Wednesday, April 29, 2015

Stiffness in the Joints of the US Economy

The US economy has considerable strengths: its enormous internal market, well-educated population, its scientific and research establishment, its physical and legal infrastructure, and more. In addition to these, the US economy has been known for its flexibility in creating new companies and jobs. And by those measures, problems have been increasing for a couple of decades. I just recently discovered that the Business Dynamics Statistics program at the U.S. Census Bureau has a handy-dandy figure and chart generator, which I recommend playing with.

For those not familiar with it, the BDS is a longitudinal database of business establishments and firms going back to 1976. "Longitudinal" means that it covers the same firms over time, so a researcher can investigate patterns of firms that have just started, or firms that are five years old, and so on. It looks at the rates at which firms start up and shut down. And it looks at whether firms of different sizes and ages are adding jobs or subtracting jobs.

One pattern which comes out of the data is a long-run decline in the birth rate of firms in the US economy. The figure below shows the latest BDS data, released in September 2014 and covering the years up through 2012. (The numbers on the vertical axis can be read as percentages: that is, the number of firms with age zero in 2012 was 11% of the total number of firms in 2012.) As I've pointed out  in earlier posts on "The Decline of US Entrepreneurship" (August 4, 2014) and "New Business Establishments: The Shift to Existing Firms" (August 26, 2014), this downward trend in business births worsened during the Great Recession, but it had been on a downward trend for a couple of decades before that.

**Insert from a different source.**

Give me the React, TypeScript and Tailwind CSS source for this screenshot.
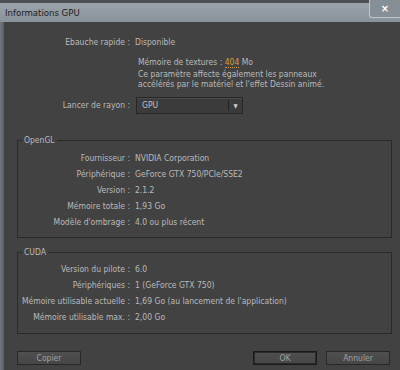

One sometimes hears a claim by politicians that we are now seeing for the first time that exit rate for firms is exceeding the entrance race. It's true that the exit rate of firms exceeded the birth rate for several years during the Great Recession, and that this had not happened during the previous two recessions. However, it did  happen for a year back during the 1981-82 recession. And the birth rate was again exceeding the exit rate by 2012. Of course, these claims do not contradict the overall pattern that the birth rate of firms has been declining over time.

Not surprisingly, as the birth rate of new firms has gradually declined, so has the job creation rate. The BDS data illustrates this point. The "job creation rate" sums up the number of jobs added at all establishments that added to their total number of jobs in a given year, and divides by total jobs. Conversely, the "job destruction rate" adds up the number of jobs subtracted at all establishments that reduced their number of jobs in a year, and divides by the total number of jobs. Notice that this method of counting "job creation" and "job destruction" is an underestimate of the amount of churn in the US labor market, because if a certain establishment shuts down a bunch of jobs in one area, but opens up an equivalent number jobs in a completely different area, then it is unlikely the workers will be able to transfer from one area to another--but from the standpoint of the BDS data, this establishment neither created new jobs nor destroyed existing ones.

Even by this understated measure  of job churn, it used to be that the number of new jobs created each year back in the late 1970s and into the mid-1980s was often about 20% of the total number of jobs. But this share has sagged over time, and during the Great Recession job creation fell almost to 10% of the existing jobs in a given year. Meanwhile, the rate of job destruction seems to hover around 15% of existing jobs in a given year--a little higher or lower depending on the state of the macroeconomy.  

Research using the BDS data shows that new firms play an outsized role in creating new jobs, both in the first year of the new firms, and also--even after attrition--in the few new firms that really take off as job creators. Looking ahead, part of the evaluation process for every new rule affecting business should take a look at how it affects incentives to start new firms and to hire. The US economy can't afford to take its entrepreneurism and labor market flexibility for granted.